⟨
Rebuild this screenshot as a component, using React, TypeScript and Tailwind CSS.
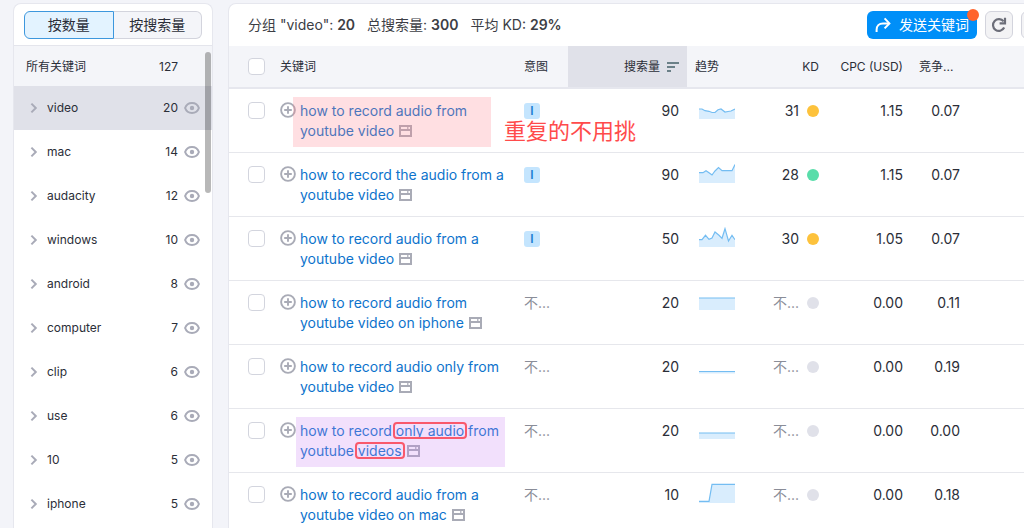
import React from 'react';

type Point = [number, number];

interface Keyword {
  lines: React.ReactNode[];
  label: string;
  intent?: string;
  volume: number;
  trend: Point[];
  base?: number;
  kd?: number;
  kdColor: string;
  cpc: string;
  comp: string;
  highlight?: string;
  note?: string;
}

const groups = [
  { name: 'video', count: 20 },
  { name: 'mac', count: 14 },
  { name: 'audacity', count: 12 },
  { name: 'windows', count: 10 },
  { name: 'android', count: 8 },
  { name: 'computer', count: 7 },
  { name: 'clip', count: 6 },
  { name: 'use', count: 6 },
  { name: '10', count: 5 },
  { name: 'iphone', count: 5 },
];

const Marked = ({ children }: { children: React.ReactNode }) => (
  <span className="relative">
    {children}
    <span className="absolute -inset-x-[3px] inset-y-0 z-10 rounded-[4px] border-2 border-[#f9596c]" />
  </span>
);

const keywords: Keyword[] = [
  {
    lines: ['how to record audio from', 'youtube video'],
    label: 'how to record audio from youtube video',
    intent: 'I',
    volume: 90,
    trend: [[0, 10], [3, 10], [6, 11.7], [10, 12.3], [13, 13.5], [16, 13.5], [19, 10.7], [22, 10], [26, 13], [29, 12.5], [32, 12], [36, 10]],
    kd: 31,
    kdColor: 'bg-[#fdc23c]',
    cpc: '1.15',
    comp: '0.07',
    highlight: '-left-[7px] right-[17px] bg-[#ff7f8b]/25',
    note: '重复的不用挑',
  },
  {
    lines: ['how to record the audio from a', 'youtube video'],
    label: 'how to record the audio from a youtube video',
    intent: 'I',
    volume: 90,
    trend: [[0, 9.7], [4, 9.7], [7, 7.7], [10, 9.7], [13, 12], [16, 8], [19.5, 4.5], [23, 7.7], [33, 7.7], [36, 1.5]],
    kd: 28,
    kdColor: 'bg-[#59ddaa]',
    cpc: '1.15',
    comp: '0.07',
  },
  {
    lines: ['how to record audio from a', 'youtube video'],
    label: 'how to record audio from a youtube video',
    intent: 'I',
    volume: 50,
    trend: [[0, 12.7], [3, 12.7], [6.5, 8.3], [10, 12.3], [13, 11], [16, 5], [20, 8.3], [23, 11.3], [26, 1.7], [29.5, 14], [33, 8.3], [36, 12.7]],
    kd: 30,
    kdColor: 'bg-[#fdc23c]',
    cpc: '1.05',
    comp: '0.07',
  },
  {
    lines: ['how to record audio from', 'youtube video on iphone'],
    label: 'how to record audio from youtube video on iphone',
    volume: 20,
    trend: [[0, 7], [36, 7]],
    base: 19,
    kdColor: 'bg-[#e0e1e9]',
    cpc: '0.00',
    comp: '0.11',
  },
  {
    lines: ['how to record audio only from', 'youtube video'],
    label: 'how to record audio only from youtube video',
    volume: 20,
    trend: [[0, 16.5], [36, 16.5]],
    base: 18.5,
    kdColor: 'bg-[#e0e1e9]',
    cpc: '0.00',
    comp: '0.19',
  },
  {
    lines: [
      <>how to record <Marked>only audio</Marked> from</>,
      <>youtube <Marked>videos</Marked></>,
    ],
    label: 'how to record only audio from youtube videos',
    volume: 20,
    trend: [[0, 14], [36, 14]],
    kdColor: 'bg-[#e0e1e9]',
    cpc: '0.00',
    comp: '0.00',
    highlight: '-left-1 right-[3px] bg-[#cb83f3]/25',
  },
  {
    lines: ['how to record audio from a', 'youtube video on mac'],
    label: 'how to record audio from a youtube video on mac',
    volume: 10,
    trend: [[0, 18.3], [10, 18.3], [13, 1.3], [36, 1.3]],
    kdColor: 'bg-[#e0e1e9]',
    cpc: '0.00',
    comp: '0.18',
  },
];

const EyeIcon = () => (
  <svg viewBox="0 0 16 12" className="h-3 w-4" fill="none">
    <path d="M1.1 6C2.2 2.8 4.8 1.1 8 1.1S13.8 2.8 14.9 6C13.8 9.2 11.2 10.9 8 10.9S2.2 9.2 1.1 6Z" stroke="#a9abb8" strokeWidth="2" />
    <circle cx="8" cy="6" r="2.2" fill="#a9abb8" />
  </svg>
);

const ChevronIcon = () => (
  <svg viewBox="0 0 8 12" className="h-3 w-2" fill="none">
    <path d="M1.4 1.6 5.8 6 1.4 10.4" stroke="#a9abb8" strokeWidth="2" />
  </svg>
);

const PlusIcon = () => (
  <svg viewBox="0 0 16 16" className="h-4 w-4" fill="none" stroke="#a9abb6">
    <circle cx="8" cy="8" r="6.9" strokeWidth="1.9" />
    <path d="M8 4.2v7.6M4.2 8h7.6" strokeWidth="1.9" />
  </svg>
);

const SerpIcon = () => (
  <svg viewBox="0 0 13 12" className="ml-[5px] inline-block h-3 w-[13px] align-[-1px]" fill="none" stroke="#a9abb6">
    <path d="M1 1h11v10H1ZM1 5h11" strokeWidth="2" />
    <path d="M8.8 1v3.6" strokeWidth="1.2" />
  </svg>
);

const SortIcon = () => (
  <svg viewBox="0 0 12 10" className="h-[10px] w-3" fill="none">
    <path d="M0 1h12M0 5h8M0 9h4" stroke="#6b8088" strokeWidth="2" />
  </svg>
);

const ShareIcon = () => (
  <svg viewBox="0 0 16 16" className="h-4 w-4" fill="none" stroke="#fff" strokeWidth="2">
    <path d="M1.6 15v-2.2C1.6 9 4 6.4 8 6.4h6" />
    <path d="m9.6 1.4 4.8 5-4.8 5" />
  </svg>
);

const RefreshIcon = () => (
  <svg viewBox="0 0 16 16" className="h-4 w-4" fill="none" stroke="#6c6e79" strokeWidth="2.2">
    <path d="M13.2 10.6A5.9 5.9 0 1 1 12.6 4.4" />
    <path d="M14 .8v5.6H8.6" />
  </svg>
);

const Sparkline = ({ points, base = 20 }: { points: Point[]; base?: number }) => {
  const line = points.map(([x, y]) => `${x},${y}`).join(' ');
  return (
    <svg viewBox="0 0 36 20" className="h-5 w-9">
      <polygon points={`0,${base} ${line} 36,${base}`} fill="#d9edfd" />
      <polyline points={line} fill="none" stroke="#74bdf2" strokeWidth="1.2" />
    </svg>
  );
};

const Checkbox = ({ label }: { label: string }) => (
  <input
    type="checkbox"
    aria-label={label}
    className="block h-[17px] w-[17px] appearance-none rounded-[4px] border border-[#d3d5de] bg-white"
  />
);

const Sidebar = () => (
  <aside className="relative w-50 shrink-0 overflow-hidden rounded-t-lg border border-b-0 border-[#e6e7ee] bg-white">
    <div className="flex border-b border-[#e4e5ec] px-[10px] pt-[7px] pb-[6px] text-sm">
      <button className="h-7 flex-1 rounded-l-md border border-[#3d97dd] bg-[#e3f3ff]">按数量</button>
      <button className="h-7 flex-1 rounded-r-md border border-l-0 border-[#d3d4dd] bg-[#f4f5f9]">按搜索量</button>
    </div>
    <div className="flex h-10 items-center justify-between bg-[#f4f5f9] pt-px pr-[34px] pl-3 text-xs">
      <span>所有关键词</span>
      <span>127</span>
    </div>
    <ul className="text-xs">
      {groups.map((group, index) => (
        <li
          key={group.name}
          className={`flex h-11 items-center pr-3 pl-4 ${index === 0 ? 'bg-[#e0e1e9]' : ''}`}
        >
          <ChevronIcon />
          <span className="ml-[9px] flex-1">{group.name}</span>
          <span className="mr-[6px]">{group.count}</span>
          <EyeIcon />
        </li>
      ))}
    </ul>
    <div className="absolute top-12 right-px h-[141px] w-[6px] rounded-full bg-black/28" />
  </aside>
);

const Toolbar = () => (
  <div className="flex h-[42px] items-center pr-[2px] pl-[19px]">
    <div className="flex flex-1 gap-3 text-sm text-[#3c3e45]">
      <span>分组 "video": <b className="font-semibold">20</b></span>
      <span>总搜索量: <b className="font-semibold">300</b></span>
      <span>平均 KD: <b className="font-semibold">29%</b></span>
    </div>
    <div className="flex gap-2">
      <button className="relative flex h-7 items-center gap-2 rounded-md bg-[#008ff8] px-2 text-sm text-white">
        <ShareIcon />
        发送关键词
        <span className="absolute -top-[2px] -right-[2px] h-3 w-3 rounded-full bg-[#ff642d]" />
      </button>
      <button aria-label="刷新" className="flex h-7 w-7 items-center justify-center rounded-md border border-[#d3d4dd] bg-[#f3f3f5]">
        <RefreshIcon />
      </button>
      <button aria-label="设置" className="h-7 w-7 rounded-md border border-[#d3d4dd] bg-[#f3f3f5]" />
    </div>
  </div>
);

const KeywordRow = ({ item }: { item: Keyword }) => (
  <tr className="h-16 border-b border-[#e6e7ec] align-top">
    <td className="pt-[13px] pl-[19px]"><Checkbox label={item.label} /></td>
    <td className="pt-3">
      <div className="flex gap-1">
        <button aria-label="添加" className="mt-px h-4 w-4 shrink-0"><PlusIcon /></button>
        <div className="relative mr-2 flex-1">
          <a href="#" className="block leading-5 text-[#0d73cc]">
            {item.lines[0]}
            <br />
            {item.lines[1]}
            <SerpIcon />
          </a>
          {item.highlight && <div className={`absolute -top-1 -bottom-[6px] ${item.highlight}`} />}
        </div>
      </div>
    </td>
    <td className="relative pt-3 pl-2 text-[#8a8d98]">
      {item.intent ? (
        <span className="mt-[2px] flex h-4 w-4 items-center justify-center rounded-[3px] bg-[#c4e5fe] text-xs font-semibold text-[#1c7fd1]">
          {item.intent}
        </span>
      ) : '不...'}
      {item.note && (
        <span className="absolute top-[26px] -left-3 z-10 text-[22px] leading-8 whitespace-nowrap text-[#ff4b4b]">{item.note}</span>
      )}
    </td>
    <td className="pt-3 pr-2 text-right">{item.volume}</td>
    <td className="pt-[10px] pl-3"><Sparkline points={item.trend} base={item.base} /></td>
    <td className="pt-3 pr-2">
      <div className="flex items-center justify-end gap-2">
        {item.kd ?? <span className="text-[#8a8d98]">不...</span>}
        <span className={`h-3 w-3 rounded-full ${item.kdColor}`} />
      </div>
    </td>
    <td className="pt-3 pr-2 text-right">{item.cpc}</td>
    <td className="pt-3 pr-2 text-right">{item.comp}</td>
    <td />
  </tr>
);

const KeywordTable = () => (
  <table className="w-full table-fixed border-collapse text-sm leading-5">
    <colgroup>
      <col className="w-[51px]" />
      <col className="w-[236px]" />
      <col className="w-[52px]" />
      <col className="w-[119px]" />
      <col className="w-16" />
      <col className="w-[76px]" />
      <col className="w-[84px]" />
      <col className="w-[57px]" />
      <col />
    </colgroup>
    <thead>
      <tr className="h-[42px] border-b-2 border-[#e6e7ee] bg-[#f4f5f9] text-left text-xs [&>th]:font-normal">
        <th className="pl-[19px]"><Checkbox label="全选" /></th>
        <th>关键词</th>
        <th className="pl-2">意图</th>
        <th className="bg-[#e0e1e9] pr-2">
          <div className="flex items-center justify-end gap-[7px]">搜索量<SortIcon /></div>
        </th>
        <th className="pl-2">趋势</th>
        <th className="pr-2 text-right">KD</th>
        <th className="pr-2 text-right">CPC (USD)</th>
        <th className="pl-2">竞争...</th>
        <th />
      </tr>
    </thead>
    <tbody>
      {keywords.map((item) => (
        <KeywordRow key={item.label} item={item} />
      ))}
    </tbody>
  </table>
);

const App = () => {
  return (
    <div className="flex h-screen gap-[15px] overflow-hidden bg-[#f3f4f9] pt-[3px] pl-[13px] font-['Inter','Noto_Sans_CJK_SC',sans-serif] text-[#2b2e38]">
      <Sidebar />
      {/* the card runs past the right edge of the window */}
      <main className="-mr-7 flex-1 overflow-hidden rounded-t-lg border border-b-0 border-[#e6e7ee] bg-white">
        <Toolbar />
        <KeywordTable />
      </main>
    </div>
  );
};

export default App;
⟩
**REQUIRED TASK**
Return exactly what appears from the opening line of the material through the line with "type Point = [number, number];", apart from the pictures.

**EXERCISE OUTPUT**
Rebuild this screenshot as a component, using React, TypeScript and Tailwind CSS.
import React from 'react';

type Point = [number, number];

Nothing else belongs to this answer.